Private equity firms sell assets to themselves at a record rate in 2025

Private equity firms sold companies to themselves at an unprecedented rate this year, using a controversial tactic to hold on to assets as managers struggled to find buyers or list their investments.

First reported in the Financial Times, roughly a fifth of all private equity (PE) sales in 2025 involved groups raising money from new investors to acquire businesses from their older funds.

This was up from 12 to 13 per cent the prior year, according to Sinha Haldea, global head of private capital advisory at Raymond James.

These transactions sell assets already owned by a PE group to so-called continuation vehicles, which are newer funds also managed by the firm.

The tactic allows PE firms to return cash to investors in older funds, but has also prompted concerns around potential conflicts of interest.

Haldea noted this year is set “to break all records”, predicting the final figures for the year to show $107bn (£79.2bn) in such sales, up from $70bn in 2024.

Valuation struggle

The use of this tactic has surged in recent years as buyout firms have struggled to secure the valuations they want from either external buyers or public markets, choosing instead to hold on to investments, in hopes of getting higher offers in the future.

European private equity house PAI Partners sold part of its stake in ice cream group Froneri, which owns the popular Haagen-Dazs brand, to a continuation vehicle for the second time, in a deal valuing the company at £13bn.

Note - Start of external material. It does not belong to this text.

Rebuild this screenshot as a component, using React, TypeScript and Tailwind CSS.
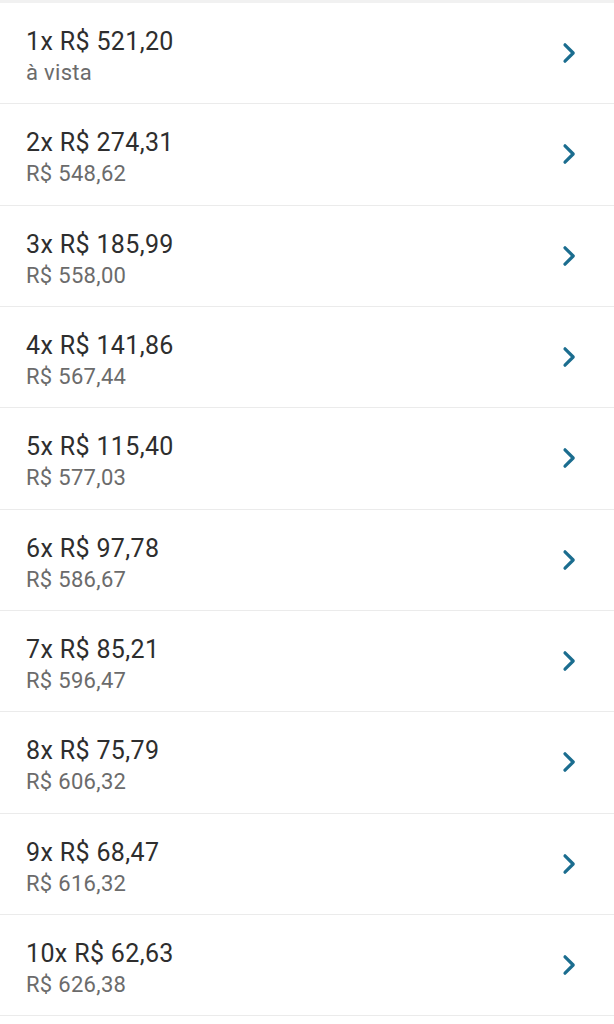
import React from 'react';

// Parcelas
const parcelas = [
    { qtd: '1x', valor: 'R$ 521,20', total: 'à vista' },
    { qtd: '2x', valor: 'R$ 274,31', total: 'R$ 548,62' },
    { qtd: '3x', valor: 'R$ 185,99', total: 'R$ 558,00' },
    { qtd: '4x', valor: 'R$ 141,86', total: 'R$ 567,44' },
    { qtd: '5x', valor: 'R$ 115,40', total: 'R$ 577,03' },
    { qtd: '6x', valor: 'R$ 97,78', total: 'R$ 586,67' },
    { qtd: '7x', valor: 'R$ 85,21', total: 'R$ 596,47' },
    { qtd: '8x', valor: 'R$ 75,79', total: 'R$ 606,32' },
    { qtd: '9x', valor: 'R$ 68,47', total: 'R$ 616,32' },
    { qtd: '10x', valor: 'R$ 62,63', total: 'R$ 626,38' },
];

const Chevron = () => (
    <svg width="16" height="22" viewBox="0 0 16 22" fill="none">
        <path d="M4 2.8 L12.2 11 L4 19.2" stroke="#1b6d8f" strokeWidth="3.2" strokeLinecap="round" strokeLinejoin="round" />
    </svg>
);

export default function App() {
    return (
        <div className="min-h-[1024px] bg-white font-['Roboto',sans-serif]">
            <div className="h-[3px] bg-[#f1f1f1]" />
            {parcelas.map((p) => (
                <button
                    key={p.qtd}
                    type="button"
                    className="flex h-[101.33px] w-full items-center justify-between border-b-[1.5px] border-[#ebebeb] pl-[26px] pr-[37px] text-left"
                >
                    <div className="mt-[7px] flex flex-col">
                        <span className="text-[25px] leading-[30px] tracking-[0.35px] text-[#2e2e2e]">
                            {p.qtd} {p.valor}
                        </span>
                        <span className="mt-[3px] text-[22px] leading-[26px] tracking-[0.3px] text-[#6b6b6b]">{p.total}</span>
                    </div>
                    <Chevron />
                </button>
            ))}
        </div>
    );
}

Others firms including Vista Equity Partners, New Mountain Capital and Inflexion also used multi-billion dollar continuation funds to sell down some of their larger investments.

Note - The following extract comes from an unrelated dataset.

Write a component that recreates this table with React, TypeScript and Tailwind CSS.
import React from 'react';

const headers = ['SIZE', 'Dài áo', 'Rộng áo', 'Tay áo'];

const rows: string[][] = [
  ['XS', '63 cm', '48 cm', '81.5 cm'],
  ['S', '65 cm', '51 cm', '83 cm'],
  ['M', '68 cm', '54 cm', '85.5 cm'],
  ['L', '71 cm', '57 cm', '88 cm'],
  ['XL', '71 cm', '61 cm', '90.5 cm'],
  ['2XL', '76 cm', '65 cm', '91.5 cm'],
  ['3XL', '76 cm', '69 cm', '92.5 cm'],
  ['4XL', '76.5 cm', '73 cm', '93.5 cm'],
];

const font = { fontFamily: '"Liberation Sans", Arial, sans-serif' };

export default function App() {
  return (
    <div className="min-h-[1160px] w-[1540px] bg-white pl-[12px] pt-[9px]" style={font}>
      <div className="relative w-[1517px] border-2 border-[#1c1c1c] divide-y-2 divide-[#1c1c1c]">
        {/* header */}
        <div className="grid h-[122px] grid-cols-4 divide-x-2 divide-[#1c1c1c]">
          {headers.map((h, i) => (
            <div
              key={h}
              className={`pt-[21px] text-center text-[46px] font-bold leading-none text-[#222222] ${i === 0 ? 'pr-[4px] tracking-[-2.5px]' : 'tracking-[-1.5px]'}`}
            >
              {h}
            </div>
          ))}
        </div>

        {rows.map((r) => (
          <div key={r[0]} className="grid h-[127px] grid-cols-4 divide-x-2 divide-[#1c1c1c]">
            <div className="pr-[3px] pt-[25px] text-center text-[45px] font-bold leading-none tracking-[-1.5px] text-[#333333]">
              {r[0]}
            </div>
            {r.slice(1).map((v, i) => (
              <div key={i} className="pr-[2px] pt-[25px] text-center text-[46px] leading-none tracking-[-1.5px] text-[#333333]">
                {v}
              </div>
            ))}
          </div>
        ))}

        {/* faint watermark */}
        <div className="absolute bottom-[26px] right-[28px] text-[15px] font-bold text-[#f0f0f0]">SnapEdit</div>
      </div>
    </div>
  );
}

Haldea added such transactions had become a “popular and effective win-win-win liquidity solution in a stressed exit environment” due to exit values “still recovering from 2024 lows”.

The structure is also attractive to firms because the deals generate extra management fees and potentially lucrative future performance fees from companies in ageing funds.

Backers concerns

Despite PE firms use of the methods, some backers of funds, including pension funds, are concerned that in these transactions the same buyout firm in on both sides of the deal as the buyer and the seller.

Investors fear firms could downplay the value of assets being transferred, creating a disadvantage for original fund backers being offered an exit.

PE managers however argue they offer their original backers the chance to roll their stakes into the new fund and that new investors help set the price at which assets are transferred.

But investors which are used to backing funds on the strength and reputation of its managers rather than analysing assets may lack the skills or capacity to assess companies, potentially putting them at a loss.